**** DATA ****
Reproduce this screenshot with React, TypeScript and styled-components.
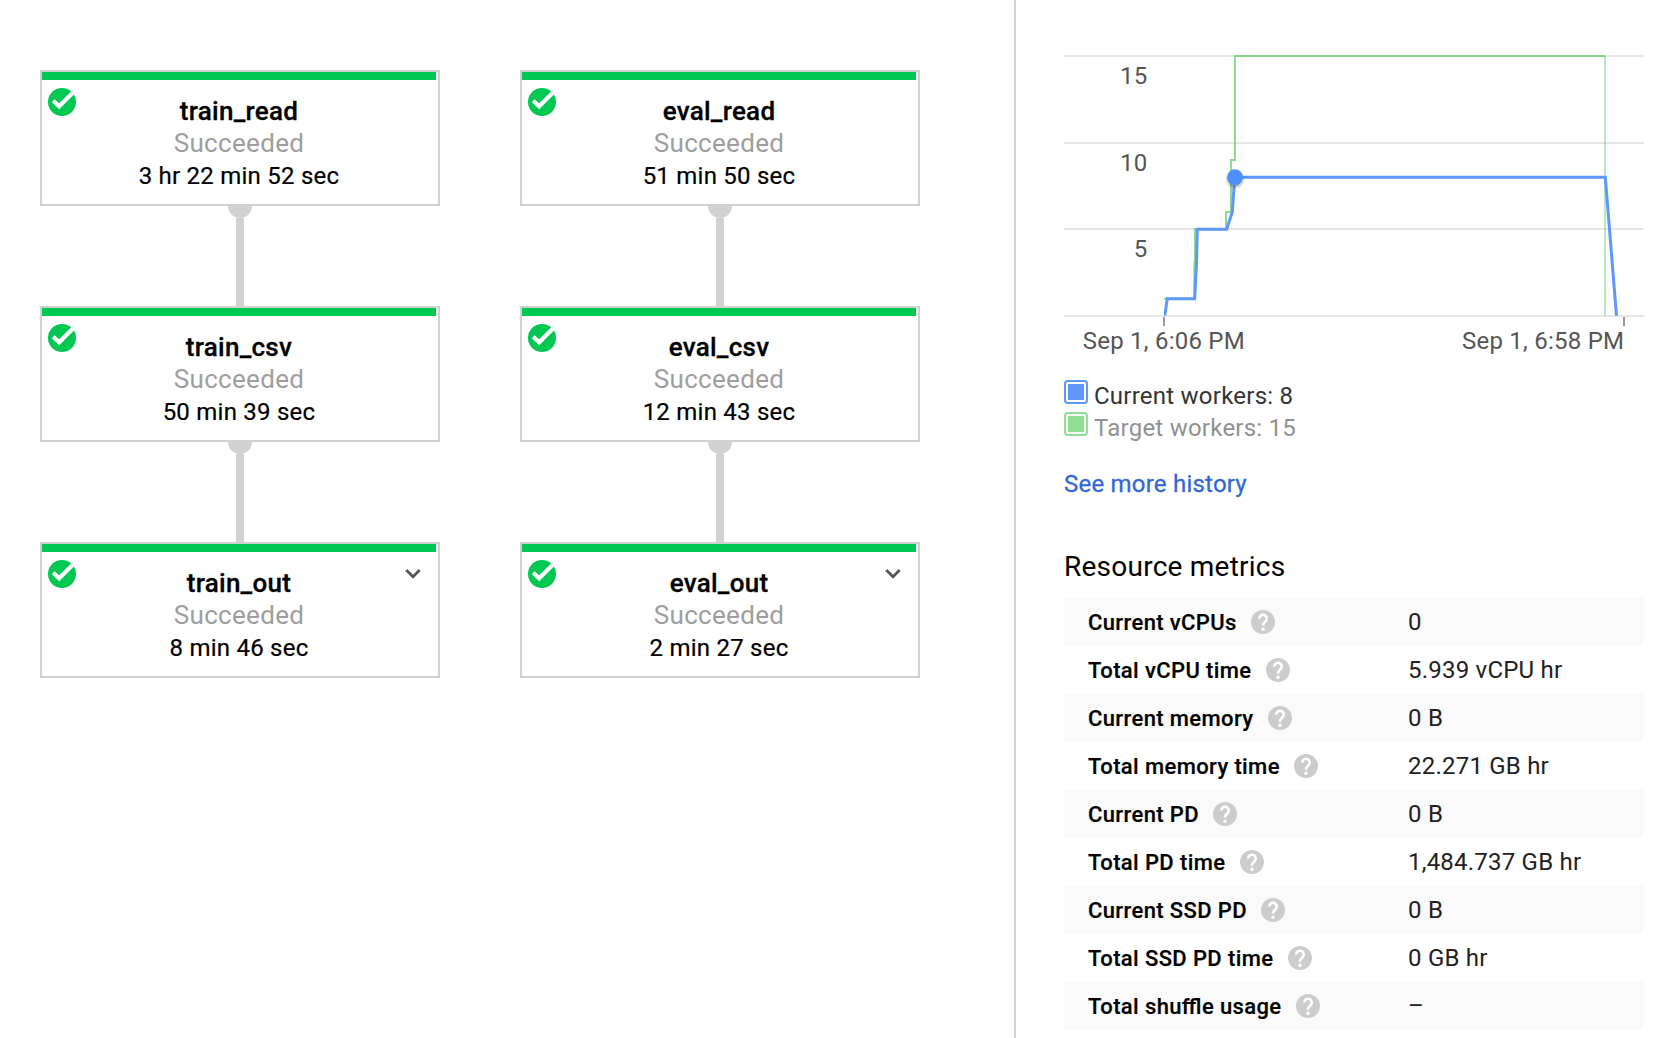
import React from 'react';
import styled, { createGlobalStyle } from 'styled-components';

const GlobalStyle = createGlobalStyle`
  * { box-sizing: border-box; }
  body {
    margin: 0;
    background: #fff;
    color: #000;
    font-family: Roboto, "Liberation Sans", sans-serif;
    overflow: hidden;
  }
`;

const Page = styled.main`
  display: grid;
  grid-template-columns: 1014px 1fr;
  height: 1038px;
  overflow: hidden;
`;

const Graph = styled.section`
  display: flex;
  align-items: flex-start;
  gap: 80px;
  padding: 70px 0 0 40px;
`;

const Pipeline = styled.div`
  display: flex;
  flex-direction: column;
  align-items: center;
  width: 400px;
`;

const Card = styled.article`
  width: 100%;
  height: 136px;
  border: 2px solid #d1d1d1;
  padding-right: 2px;
  background: #fff;
`;

const StatusBar = styled.div`
  height: 8px;
  background: #00c853;
`;

const CardBody = styled.div`
  display: grid;
  grid-template-columns: 1fr auto 1fr;
  align-items: start;
`;

const StatusIcon = styled.svg`
  width: 28px;
  height: 28px;
  margin: 8px 0 0 6px;
`;

const Chevron = styled.svg`
  justify-self: end;
  width: 18px;
  height: 12px;
  margin: 16px 14px 0 0;
`;

const CardText = styled.div`
  padding-top: 15px;
  text-align: center;
  white-space: nowrap;
`;

const StepName = styled.h3`
  margin: 0;
  font-size: 26px;
  line-height: 32px;
  font-weight: 500;
  letter-spacing: 0.26px;
  -webkit-text-stroke: 0.3px #000;
`;

const StepStatus = styled.div`
  font-size: 26px;
  line-height: 32px;
  letter-spacing: 0.32px;
  color: #9e9e9e;
`;

const StepTime = styled.div`
  font-size: 24px;
  line-height: 34px;
  letter-spacing: 0.24px;
  -webkit-text-stroke: 0.2px #000;
`;

const Connector = styled.div`
  display: flex;
  flex-direction: column;
  align-items: center;
  width: 24px;
  height: 100px;
`;

const Socket = styled.div`
  width: 24px;
  height: 12px;
  border-radius: 0 0 12px 12px;
  background: #d1d1d1;
`;

const Edge = styled.div`
  flex: 1;
  width: 8px;
  background: #d1d1d1;
`;

const Sidebar = styled.aside`
  display: flex;
  flex-direction: column;
  border-left: 2px solid #d1d1d1;
  padding: 40px 12px 0 48px;
`;

const Chart = styled.svg`
  display: block;
  width: 580px;
  height: 320px;
  font-size: 24px;
  letter-spacing: 0.24px;
  fill: #555;
`;

const Legend = styled.div`
  display: flex;
  flex-direction: column;
  padding-top: 20px;
`;

const LegendItem = styled.div<{ $color: string }>`
  display: flex;
  align-items: flex-start;
  gap: 6px;
  height: 32px;
  font-size: 24px;
  line-height: 32px;
  letter-spacing: 0.24px;
  color: ${(p) => p.$color};
`;

const Swatch = styled.span<{ $color: string }>`
  width: 24px;
  height: 24px;
  padding: 2px;
  border: 2px solid ${(p) => p.$color};
  border-radius: 4px;
  background: ${(p) => p.$color} content-box;
`;

const HistoryLink = styled.a`
  margin-top: 24px;
  font-size: 24px;
  line-height: 32px;
  letter-spacing: 0.22px;
  color: #3367d6;
  text-decoration: none;
  -webkit-text-stroke: 0.3px #3367d6;
`;

const SectionTitle = styled.h2`
  margin: 51px 0 15px;
  font-size: 28px;
  line-height: 32px;
  font-weight: 400;
  letter-spacing: 0.24px;
`;

const Metrics = styled.dl`
  margin: 0;
`;

const MetricRow = styled.div`
  display: grid;
  grid-template-columns: 320px 1fr;
  height: 48px;
  padding-left: 24px;
  line-height: 48px;
  white-space: nowrap;

  &:nth-child(odd) {
    background: #fafafa;
  }
`;

const MetricName = styled.dt`
  display: flex;
  align-items: center;
  gap: 14.5px;
  height: 48px;
  font-size: 22px;
  font-weight: 500;
  letter-spacing: 0.38px;
  font-feature-settings: "liga" 1;
  -webkit-text-stroke: 0.2px #000;
`;

const MetricLabel = styled.span`
  padding-top: 2px;
  line-height: 46px;
`;

const MetricValue = styled.dd`
  margin: 0;
  font-size: 24px;
  letter-spacing: 0.22px;
  color: #212121;
`;

const HelpIcon = styled.svg`
  width: 24px;
  height: 24px;
`;

type Step = { name: string; time: string; expandable?: boolean };

const pipelines: Step[][] = [
  [
    { name: 'train_read', time: '3 hr 22 min 52 sec' },
    { name: 'train_csv', time: '50 min 39 sec' },
    { name: 'train_out', time: '8 min 46 sec', expandable: true },
  ],
  [
    { name: 'eval_read', time: '51 min 50 sec' },
    { name: 'eval_csv', time: '12 min 43 sec' },
    { name: 'eval_out', time: '2 min 27 sec', expandable: true },
  ],
];

const metrics: [string, string][] = [
  ['Current vCPUs', '0'],
  ['Total vCPU time', '5.939 vCPU hr'],
  ['Current memory', '0 B'],
  ['Total memory time', '22.271 GB hr'],
  ['Current PD', '0 B'],
  ['Total PD time', '1,484.737 GB hr'],
  ['Current SSD PD', '0 B'],
  ['Total SSD PD time', '0 GB hr'],
  ['Total shuffle usage', '–'],
];

function StepCard({ step }: { step: Step }) {
  return (
    <Card>
      <StatusBar />
      <CardBody>
        <StatusIcon viewBox="0 0 28 28">
          <circle cx="14" cy="14" r="14" fill="#00c853" />
          <path d="M5.2 12.7 11.2 18.3 26 3.6" fill="none" stroke="#fff" strokeWidth="4.2" />
        </StatusIcon>
        <CardText>
          <StepName>{step.name}</StepName>
          <StepStatus>Succeeded</StepStatus>
          <StepTime>{step.time}</StepTime>
        </CardText>
        {step.expandable && (
          <Chevron viewBox="0 0 18 12">
            <path d="M2.3 2 9 8.8 15.7 2" fill="none" stroke="#555" strokeWidth="2.7" />
          </Chevron>
        )}
      </CardBody>
    </Card>
  );
}

function WorkersChart() {
  return (
    <Chart viewBox="1064 40 580 320">
      <defs>
        <filter id="dotShadow" x="-50%" y="-50%" width="200%" height="200%">
          <feDropShadow dx="0" dy="2" stdDeviation="1.5" floodOpacity="0.35" />
        </filter>
        <clipPath id="plot">
          <rect x="1164" y="50" width="480" height="265.7" />
        </clipPath>
      </defs>
      <path d="M1064 56H1644M1064 143H1644M1064 229H1644M1064 316H1644" stroke="#e6e6e6" strokeWidth="2" />
      <path d="M1164 317V326M1624 317V326" stroke="#999" strokeWidth="2" />
      <text x="1147.5" y="84" textAnchor="end">15</text>
      <text x="1147.5" y="171" textAnchor="end">10</text>
      <text x="1147.5" y="257" textAnchor="end">5</text>
      <text x="1082.7" y="349">Sep 1, 6:06 PM</text>
      <text x="1462" y="349">Sep 1, 6:58 PM</text>
      <g fill="none" clipPath="url(#plot)">
        <path
          d="M1164 298.7H1194.3V263H1195V229H1226V212H1231V160H1235V56H1605"
          stroke="#43cb4f"
          strokeOpacity="0.62"
          strokeWidth="2"
        />
        <path d="M1605 56V316" stroke="#43cb4f" strokeOpacity="0.5" strokeWidth="1.5" />
        <path
          d="M1164.7 316 1167.3 298.7H1194.7L1196.5 263 1197.3 229.3H1226.7L1232.3 212 1234.7 177.3H1605.3L1616.5 316"
          stroke="#5e97fe"
          strokeWidth="3"
        />
      </g>
      <circle cx="1235" cy="177.3" r="8" fill="#4d90fe" filter="url(#dotShadow)" />
    </Chart>
  );
}

export default function App() {
  return (
    <>
      <GlobalStyle />
      <Page>
        <Graph>
          {pipelines.map((steps) => (
            <Pipeline key={steps[0].name}>
              {steps.map((step, i) => (
                <React.Fragment key={step.name}>
                  {i > 0 && (
                    <Connector>
                      <Socket />
                      <Edge />
                    </Connector>
                  )}
                  <StepCard step={step} />
                </React.Fragment>
              ))}
            </Pipeline>
          ))}
        </Graph>
        <Sidebar>
          <WorkersChart />
          <Legend>
            <LegendItem $color="#333">
              <Swatch $color="#5e97fe" />
              Current workers: 8
            </LegendItem>
            <LegendItem $color="#919191">
              <Swatch $color="#8fe094" />
              Target workers: 15
            </LegendItem>
          </Legend>
          <HistoryLink href="#">See more history</HistoryLink>
          <SectionTitle>Resource metrics</SectionTitle>
          <Metrics>
            {metrics.map(([name, value]) => (
              <MetricRow key={name}>
                <MetricName>
                  <MetricLabel>{name}</MetricLabel>
                  <HelpIcon viewBox="2 2 20 20">
                    <circle cx="12" cy="12" r="10" fill="#ccc" />
                    <path
                      d="M8.9 9.2a3.1 3.1 0 1 1 5.3 2.1L13 12.5c-.7.7-1 1.4-1 2.7"
                      fill="none"
                      stroke="#fff"
                      strokeWidth="2.2"
                    />
                    <circle cx="12" cy="18" r="1.5" fill="#fff" />
                  </HelpIcon>
                </MetricName>
                <MetricValue>{value}</MetricValue>
              </MetricRow>
            ))}
          </Metrics>
        </Sidebar>
      </Page>
    </>
  );
}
****
THE EXERCISE: Determine the count of lines in the data above with the string "components" in them, and give that count alone.

EXERCISE ANSWER: 2